Masih Duduk di Bangku SMK, Kejar Lisensi C1
Wulan Widya Wati, Perempuan yang Jadi Wasit Futsal Berlisensi PSSI Di wilayah eks Karesidenan Madiun, Wulan Widya Wati terbilang sosok langka. Pada usianya yang belum genap 18 tahun, gadis itu sudah kerap dipercaya memimpin pertandingan resmi futsal.
SUDAH tiga pekan Wulan Widya Wati tidak melihat para pemain beradu tangkas menggocek bola di arena futsal. Selama itu pula dia belum pernah lagi meniup peluit penanda pertandingan berakhir atau terjadinya pelanggaran.
”Lagi sepi kompetisi. Terakhir jadi wasit saat turnamen futsal Jawa Pos Radar Madiun seri II Magetan pertengahan Desember tahun lalu,” kata Wulan.
Dua kaki gadis asal Desa Milangasri, Panekan, Magetan, itu juga sudah cukup lama tidak bersentuhan dengan si kulit bundar. Teman-temannya dari Magetan Putri Futsal Club (MPFC) kini jarang berlatih. Kondisi tersebut memaksanya hanya menghabiskan waktu sehari-hari untuk sekolah dan beraktivitas di rumah.
Ya, Wulan merupakan satu di antara sedikit perempuan yang hobi bermain futsal. Bahkan, tidak jarang gadis yang pada 3 Juni mendatang genap berusia 19 tahun itu merangkap sebagai wasit ketika rekan-rekan di klubnya berlatih.
Kepercayaan mengemban tugas sebagai pengadil lapangan –yang umumnya dilakukan laki-laki– tersebut tidak datang begitu saja. Setidaknya dia harus mengikuti kursus untuk mendapatkan sertifikat C3 berlisensi PSSI dengan standardisasi ketat.
”Awalnya berlatih menjadi wasit selama sebulan saat teman-teman klub latihan. Dilanjutkan kursus empat hari di Malang November tahun lalu,” bebernya.
Selama empat hari kursus, siswi kelas XII SMK itu diminta praktik memimpin pertandingan futsal antar pelajar SMP. Selama itu pula kemampuannya memimpin pertandingan dinilai. Termasuk aspek ketegasan dan ketepatan dalam mengambil keputusan. ”Juga ada seleksi tentang pemahaman pasal pertandingan dan tes kebugaran fisik,” ungkapnya.
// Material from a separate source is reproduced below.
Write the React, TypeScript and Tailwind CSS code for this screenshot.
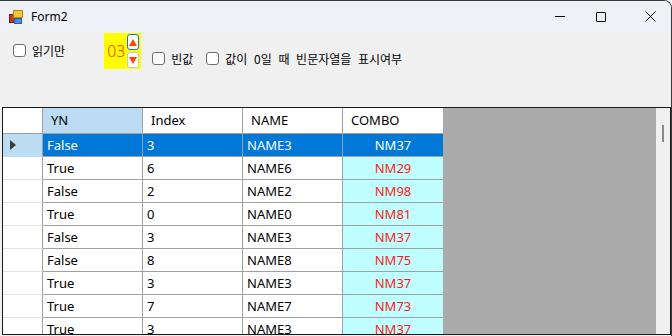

Bungsu dua bersaudara tersebut merasa paling sulit memahami pasal pertandingan. Terutama pasal 12 dari 18 peraturan yang ada. Pasal bertaraf internasional itu membahas pelanggaran dan kelakuan tidak sopan pemain. Kesalahan dalam keputusan bisa membuat pemain tidak terima. ”Khawatirnya tentu bisa marah dan berani melawan. Tapi alhamdulillah, belum pernah mengalami seperti itu,” ucapnya.
Wulan tidak puas dengan sertifikat wasit C3 yang merupakan tingkat paling rendah skala daerah. Dia berniat mendapatkan sertifikat C1 agar bisa memimpin pertandingan nasional. Namun, sebelum mencapai ke sana, Wulan harus mendapatkan sertifikat C2. Memperolehnya pun tidak mudah karena harus melalui tingkat dan pelatihan selama dua tahun. ”Harus C2 dulu, baru bisa ke C1. Tahapan itu juga ada pelatihan selama dua tahun,” terang dia.